In 2002-2003, Tim was in Kuwait helping field and train the units that were getting the early Blue Force Tracking (BFT) systems installed in their tanks, Bradleys, and other armored vehicles before heading for Baghdad, Iraq.
“Every day of the march to Baghdad, we could see where they were and how they moved,” he says.
Tim’s tactical knowledge and experience made him a perfect combat developer for the system. Unlike a materiel developer, who writes the software, “I represented the war fighter,” he says.
Tim now writes the requirements of what the system needs to do from a tactical standpoint and explains it in a way that a materiel developer can understand. One of the benefits of JBC-P is that it maintains a record of chat conversations, which Tim says “has revolutionized tactical communications in the Army.”
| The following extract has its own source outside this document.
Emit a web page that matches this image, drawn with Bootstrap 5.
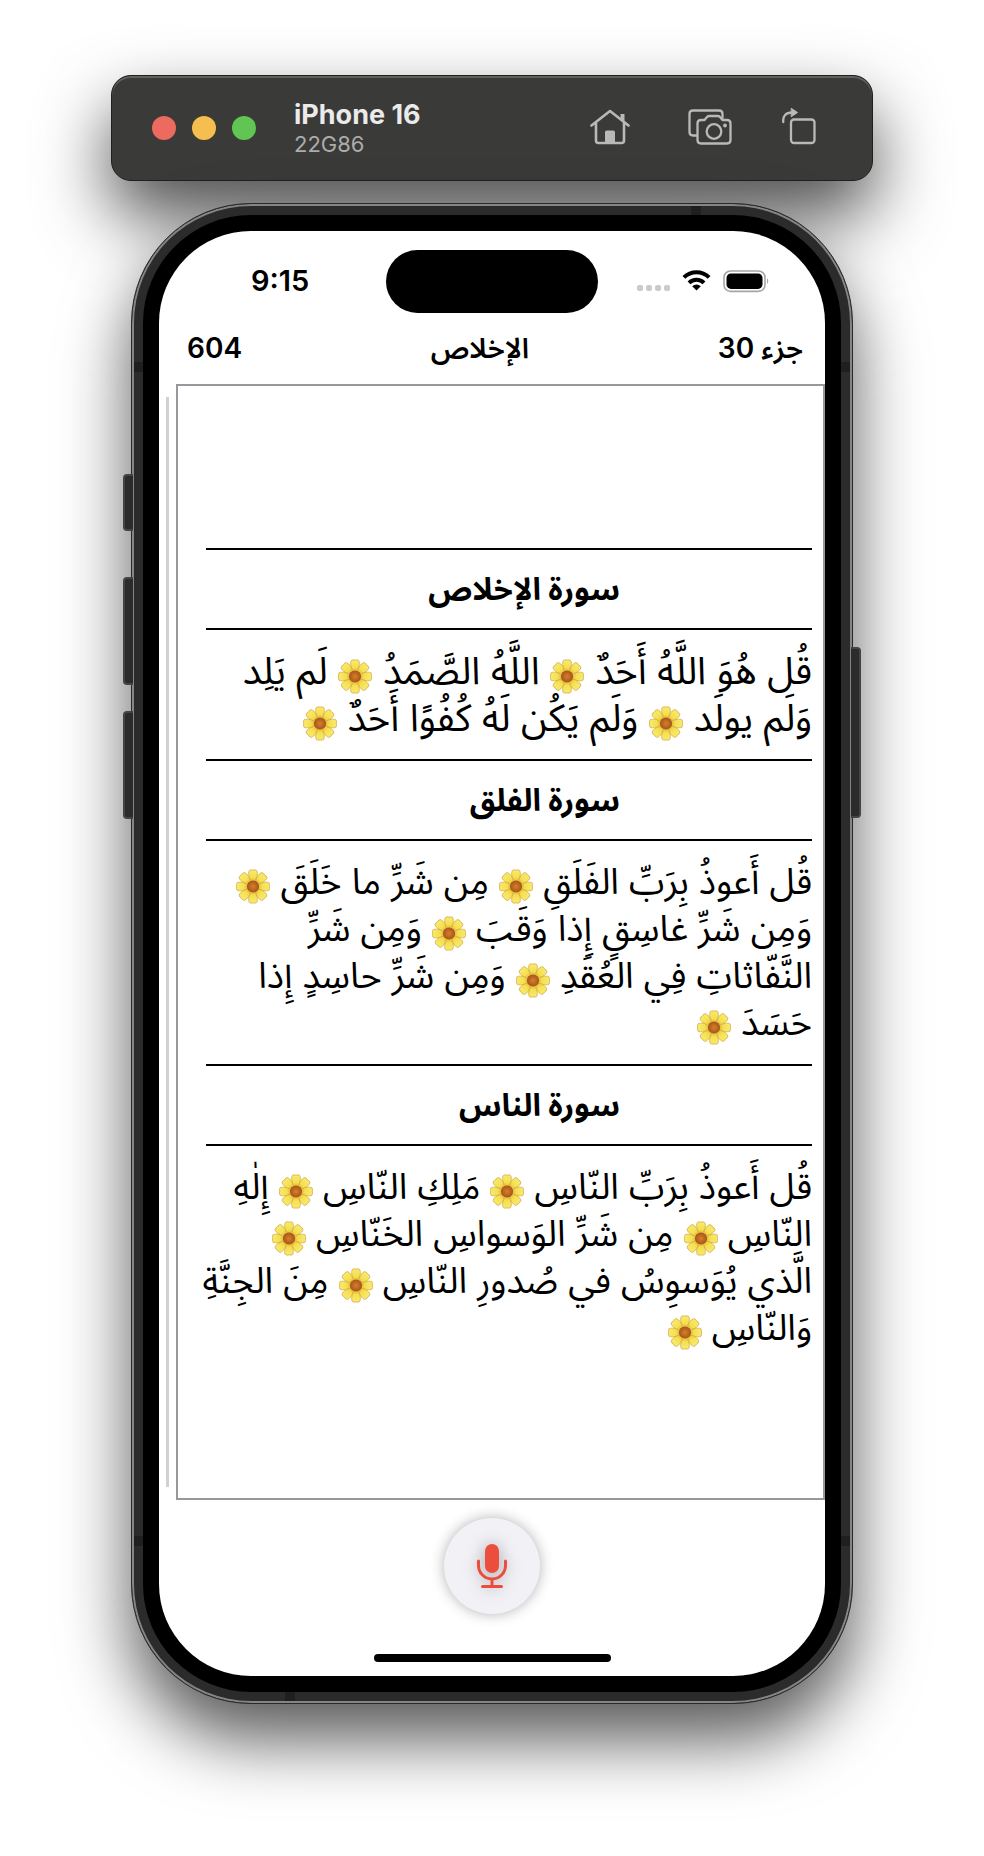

In the years since, the Army has worked to put JBC-P into nearly every vehicle, and Tim says it is a constant modernization process.
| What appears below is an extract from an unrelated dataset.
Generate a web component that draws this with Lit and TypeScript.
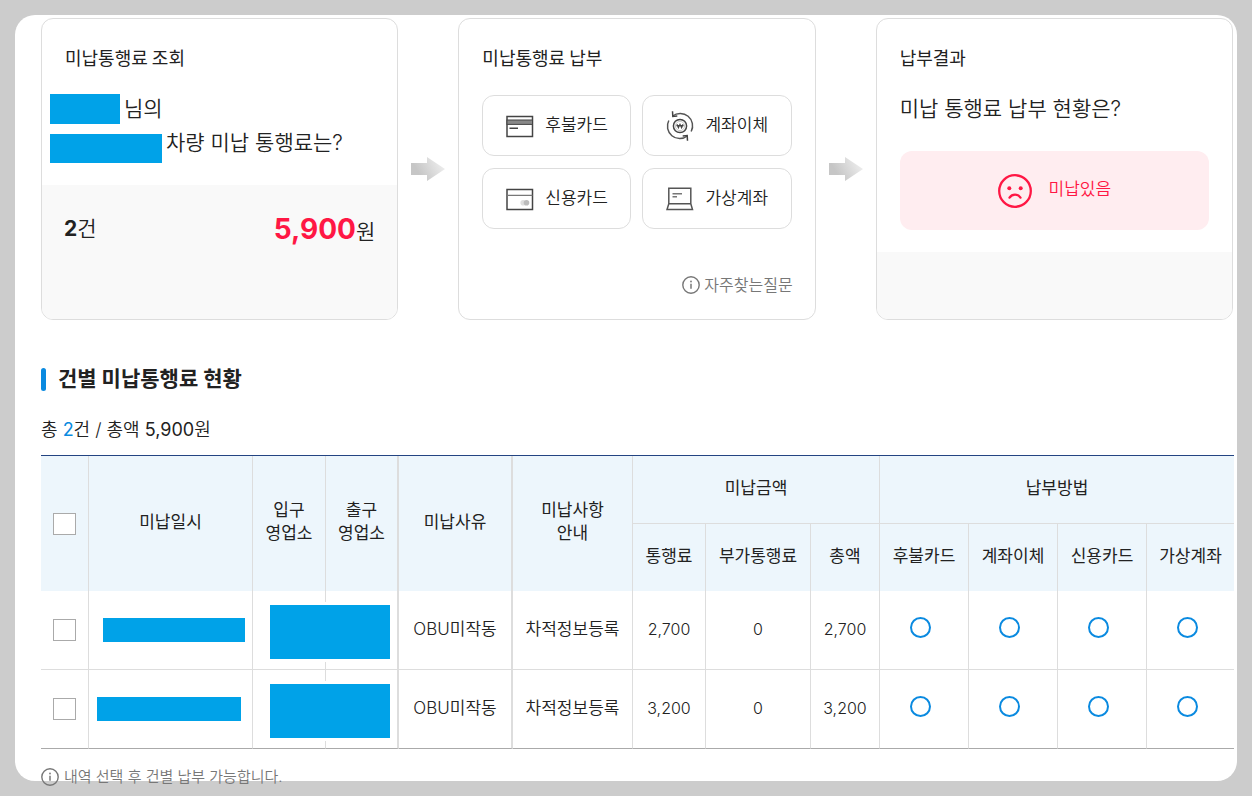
import { LitElement, html, css, svg } from "lit";
import { customElement, state } from "lit/decorators.js";

interface UnpaidToll {
  id: string;
  reason: string;
  notice: string;
  toll: number;
  surcharge: number;
}

const METHODS = ["후불카드", "계좌이체", "신용카드", "가상계좌"];

const TOLLS: UnpaidToll[] = [
  { id: "a", reason: "OBU미작동", notice: "차적정보등록", toll: 2700, surcharge: 0 },
  { id: "b", reason: "OBU미작동", notice: "차적정보등록", toll: 3200, surcharge: 0 },
];

const won = (n: number) => n.toLocaleString("en-US");

const methodIcons = [
  svg`<rect x="1" y="5.5" width="25.5" height="20" /><rect x="1" y="9" width="25.5" height="4.4" fill="#888" stroke="#444" stroke-width="1" /><path d="M3.500 17.300h8.500" stroke-width="1.4" />`,
  svg`<circle cx="14" cy="15" r="6.600" /><circle cx="14" cy="15" r="4.600" stroke="#bbb" stroke-width="0.800" /><path d="M6.600 5A12.400 12.400 0 0 1 25.200 20.500M21.400 25A12.400 12.400 0 0 1 2.800 9.500" stroke="#555" /><path d="M6.500 0.200l0.300 5.200 4.500-.4M21.500 29.800l-.3-5.200-4.500.4" /><path d="M11 13.300l1.400 3.400 1.600-3.400 1.600 3.400 1.400-3.400M10.400 14.700h7.200" stroke-width="1.200" />`,
  svg`<rect x="1" y="5.5" width="25.5" height="20" /><path d="M1 11.3h25.500" stroke="#777" stroke-width="1.3" /><circle cx="17.200" cy="18.800" r="2.800" fill="#ddd" stroke="none" /><circle cx="20.500" cy="18.800" r="2.800" fill="#bbb" stroke="none" />`,
  svg`<path d="M2.800 19.500V4.200h22v15.300M2.800 19.800h22l1.700 5.700H1z" stroke="#555" /><path d="M6.500 9.800h9.500M6.500 12.800h4.500" stroke="#777" />`,
];

const infoIcon = html`<svg class="info" viewBox="0 0 18 18" aria-hidden="true">
  <circle cx="9" cy="9" r="8.200" fill="none" stroke="currentColor" stroke-width="1.400" />
  <path d="M9 7.800v5" stroke="currentColor" stroke-width="1.500" />
  <circle cx="9" cy="5.500" r="0.900" fill="currentColor" />
</svg>`;

const arrow = (id: string) => html`<svg class="arrow" viewBox="0 0 34 24" aria-hidden="true">
  <defs>
    <linearGradient id=${id} x1="0" y1="0.400" x2="1" y2="0">
      <stop offset="0.100" stop-color="#c6c6c6" />
      <stop offset="1" stop-color="#f5f5f5" />
    </linearGradient>
  </defs>
  <path d="M0 6h16V0l18 12-18 12v-6H0z" fill="url(#${id})" />
</svg>`;

@customElement("app-root")
export class AppRoot extends LitElement {
  @state() private selected = new Set<string>();

  static styles = css`
    :host {
      display: block;
      box-sizing: border-box;
      min-height: 100vh;
      padding: 15px;
      background: #ccc;
      color: #222;
      font: 350 17px/24px Inter, "Noto Sans CJK KR", sans-serif;
    }
    * { box-sizing: border-box; }
    h2, h3, p { margin: 0; }
    .panel {
      display: flow-root;
      background: #fff;
      border-radius: 20px;
      padding: 3px 3px 0 26px;
    }
    .steps {
      display: grid;
      grid-template-columns: 1fr 60px 1fr 60px 1fr;
      align-items: center;
      margin-right: 1px;
    }
    .card {
      align-self: stretch;
      display: flex;
      flex-direction: column;
      min-height: 302px;
      border: 1px solid #ddd;
      border-radius: 12px;
      overflow: hidden;
    }
    .card-title {
      padding: 26px 23px 0;
      font: 400 18px/24px "Noto Sans CJK KR", sans-serif;
    }
    .arrow { width: 34px; height: 24px; justify-self: center; }
    .lead {
      font-size: 21px;
      line-height: 34px;
    }
    .greeting { padding: 23px 8px 22px; }
    .line { display: flex; align-items: center; gap: 4px; }
    .line.plate { align-items: flex-start; height: 37px; }
    .mask { display: block; background: #00a2e8; }
    .mask.name { width: 70px; height: 30px; }
    .mask.car { width: 112px; height: 29px; align-self: flex-end; }
    .foot { flex: 1; background: #f9f9f9; }
    .sum {
      display: flex;
      justify-content: space-between;
      padding: 22px 22px;
      font-size: 21px;
      line-height: 44px;
    }
    .sum b { font-weight: 700; }
    .sum .total { font-size: 28px; color: #ff1744; }
    .methods {
      display: grid;
      grid-template-columns: 1fr 1fr;
      gap: 12px 11px;
      padding: 26px 23px 0;
    }
    .method {
      display: flex;
      align-items: center;
      gap: 11px;
      height: 61px;
      padding: 0 22px 0 23px;
      border: 1px solid #ddd;
      border-radius: 12px;
      background: #fff;
      color: inherit;
      font: 350 17px/24px "Noto Sans CJK KR", sans-serif;
      white-space: nowrap;
      cursor: pointer;
    }
    .method svg {
      flex: none;
      width: 28px;
      height: 30px;
      fill: none;
      stroke: #444;
      stroke-width: 1.5;
    }
    .method span, .status span { padding-bottom: 3px; }
    .faq {
      display: flex;
      align-items: center;
      gap: 4px;
      align-self: flex-end;
      margin: 44px 22px 0;
      font-size: 16px;
      color: #777;
      text-decoration: none;
    }
    .info { flex: none; width: 18px; height: 18px; }
    .question { padding: 23px 23px 0; }
    .status {
      display: flex;
      align-items: center;
      justify-content: center;
      gap: 17px;
      height: 79px;
      margin: 25px 23px 22px;
      border-radius: 12px;
      background: #ffedf0;
      color: #ff1744;
    }
    .status svg { width: 34px; height: 34px; }
    .section-title {
      display: flex;
      align-items: center;
      gap: 12px;
      margin-top: 46px;
      font-weight: 700;
      font-size: 21px;
      line-height: 26px;
    }
    .section-title::before {
      content: "";
      width: 5px;
      height: 23px;
      border-radius: 3px;
      background: #0a8ae0;
    }
    .summary {
      margin: 24px 0 12px;
      font-size: 18px;
      line-height: 27px;
    }
    .summary b { font-weight: 400; }
    .summary .count { color: #0a8ae0; }
    table {
      width: 100%;
      table-layout: fixed;
      border-collapse: separate;
      border-spacing: 0;
      border-top: 1px solid #234482;
      text-align: center;
    }
    th, td {
      padding: 0 0 3px;
      border-right: 1px solid #ddd;
      word-break: keep-all;
    }
    th {
      height: 67px;
      background: #edf6fc;
      font-weight: 400;
      line-height: 23px;
    }
    th.group { height: 68px; border-bottom: 1px solid #ddd; }
    td { height: 79px; border-bottom: 1px solid #ddd; }
    .check { padding: 0; }
    tbody tr:last-child td { border-bottom-color: #aaa; }
    .thick { border-right-width: 2px; }
    .last { border-right: 0; }
    .c-check { width: 48px; }
    .c-date { width: 164px; }
    .c-office { width: 73px; }
    .c-reason { width: 114px; }
    .c-notice { width: 120px; }
    .c-extra { width: 105px; }
    .c-sum { width: 69px; }
    .c-method { width: 89px; }
    .c-method-last { width: auto; }
    .mask.date { width: 142px; height: 24px; margin-left: 14px; }
    tr:last-child .mask.date { margin-left: 8px; width: 144px; }
    .office { position: relative; }
    .mask.office-mask {
      position: absolute;
      z-index: 1;
      top: 14px;
      left: 17px;
      width: calc(200% - 24px);
      height: 54px;
      box-shadow: 0 0 0 3px #fff;
    }
    .num { font-size: 16px; font-weight: 300; }
    input { appearance: none; margin: 0; background: #fff; cursor: pointer; }
    input[type="checkbox"] {
      display: block;
      width: 23px;
      height: 22px;
      margin: 0 auto;
      border: 1px solid #aaa;
    }
    input[type="checkbox"]:checked { background: #0a8ae0; }
    input[type="radio"] {
      display: block;
      width: 21px;
      height: 21px;
      margin: 0 auto;
      border: 2px solid #0a8ae0;
      border-radius: 50%;
    }
    input[type="radio"]:checked { background: #0a8ae0; box-shadow: inset 0 0 0 3px #fff; }
    .pay { padding: 0 7px 5px 0; }
    .note {
      display: flex;
      align-items: center;
      gap: 5px;
      margin-top: 16px;
      margin-bottom: -8px;
      font-size: 15px;
      color: #777;
    }
  `;

  private toggle(id: string) {
    const next = new Set(this.selected);
    next.has(id) ? next.delete(id) : next.add(id);
    this.selected = next;
  }

  private toggleAll() {
    this.selected = this.selected.size === TOLLS.length ? new Set() : new Set(TOLLS.map((t) => t.id));
  }

  private row(t: UnpaidToll) {
    return html`<tr>
      <td class="check"><input type="checkbox" aria-label="선택" .checked=${this.selected.has(t.id)} @change=${() => this.toggle(t.id)} /></td>
      <td class="check"><span class="mask date"></span></td>
      <td class="office"><span class="mask office-mask"></span></td>
      <td class="thick"></td>
      <td class="thick">${t.reason}</td>
      <td>${t.notice}</td>
      <td class="num">${won(t.toll)}</td>
      <td class="num">${won(t.surcharge)}</td>
      <td class="num">${won(t.toll + t.surcharge)}</td>
      ${METHODS.map(
        (m, i) => html`<td class="pay ${i === METHODS.length - 1 ? "last" : ""}">
          <input type="radio" name="pay-${t.id}" aria-label=${m} />
        </td>`
      )}
    </tr>`;
  }

  render() {
    const total = TOLLS.reduce((s, t) => s + t.toll + t.surcharge, 0);
    return html`<main class="panel">
      <div class="steps">
        <section class="card">
          <h3 class="card-title">미납통행료 조회</h3>
          <div class="lead greeting">
            <div class="line"><span class="mask name"></span>님의</div>
            <div class="line plate"><span class="mask car"></span>차량 미납 통행료는?</div>
          </div>
          <div class="foot sum">
            <span><b>${TOLLS.length}</b>건</span>
            <span><b class="total">${won(total)}</b>원</span>
          </div>
        </section>
        ${arrow("arrow-pay")}
        <section class="card">
          <h3 class="card-title">미납통행료 납부</h3>
          <div class="methods">
            ${METHODS.map(
              (m, i) => html`<button class="method" type="button">
                <svg viewBox="0 0 28 30" aria-hidden="true">${methodIcons[i]}</svg><span>${m}</span>
              </button>`
            )}
          </div>
          <a class="faq" href="#faq">${infoIcon}자주찾는질문</a>
        </section>
        ${arrow("arrow-result")}
        <section class="card">
          <h3 class="card-title">납부결과</h3>
          <p class="lead question">미납 통행료 납부 현황은?</p>
          <div class="status">
            <svg viewBox="0 0 34 34" aria-hidden="true" fill="none" stroke="currentColor">
              <circle cx="17" cy="17" r="15.800" stroke-width="2.300" />
              <circle cx="11.300" cy="14.200" r="2" fill="currentColor" stroke="none" />
              <circle cx="22.700" cy="14.200" r="2" fill="currentColor" stroke="none" />
              <path d="M11.500 23.600c2.800-4 8.200-4 11 0" stroke-width="2.300" stroke-linecap="round" />
            </svg>
            <span>미납있음</span>
          </div>
          <div class="foot"></div>
        </section>
      </div>

      <h2 class="section-title">건별 미납통행료 현황</h2>
      <p class="summary">총 <b class="count">${TOLLS.length}</b>건 / 총액 <b>${won(total)}</b>원</p>

      <table>
        <colgroup>
          <col class="c-check" /><col class="c-date" /><col class="c-office" /><col class="c-office" />
          <col class="c-reason" /><col class="c-notice" /><col class="c-office" /><col class="c-extra" />
          <col class="c-sum" /><col class="c-method" /><col class="c-method" /><col class="c-method" /><col class="c-method-last" />
        </colgroup>
        <thead>
          <tr>
            <th class="check" rowspan="2">
              <input type="checkbox" aria-label="전체 선택" .checked=${this.selected.size === TOLLS.length} @change=${this.toggleAll} />
            </th>
            <th rowspan="2">미납일시</th>
            <th rowspan="2">입구<br />영업소</th>
            <th class="thick" rowspan="2">출구<br />영업소</th>
            <th class="thick" rowspan="2">미납사유</th>
            <th rowspan="2">미납사항<br />안내</th>
            <th class="group" colspan="3">미납금액</th>
            <th class="group last" colspan="4">납부방법</th>
          </tr>
          <tr>
            <th>통행료</th>
            <th>부가통행료</th>
            <th>총액</th>
            ${METHODS.map((m, i) => html`<th class=${i === METHODS.length - 1 ? "last" : ""}>${m}</th>`)}
          </tr>
        </thead>
        <tbody>
          ${TOLLS.map((t) => this.row(t))}
        </tbody>
      </table>
      <p class="note">${infoIcon}내역 선택 후 건별 납부 가능합니다.</p>
    </main>`;
  }
}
“Our program is one of the success stories of the Army,” he says and one that is supported by the Chief of Staff of the Army and Congress. To put the JBC-P in 100,000 vehicles takes many years and costs hundreds of millions of dollars. In 2023, Tim says the Army will begin modernizing again to ensure that soldiers have updated technology and stay ahead of adversaries.
Although Tim retired from the Army in 2005, because of his vast store of tactical knowledge he has worked as a Systems Engineering and Technical Assistance (SETA) contractor since then.
“I know the operational side because I was in armor and cavalry units,” he says. He generally goes into Fort Knox a couple days a week but can do much of his work from home. Should he and Heidi ever decide to move from Louisville, Tim has the flexibility of working from anywhere.
When he isn’t working, Tim is involved at Southeast Christian Church. He has gone on mission trips to Cuba four of the past five years, where he has worshiped at house churches with residents and done evangelism with local church ministers to share the Gospel message.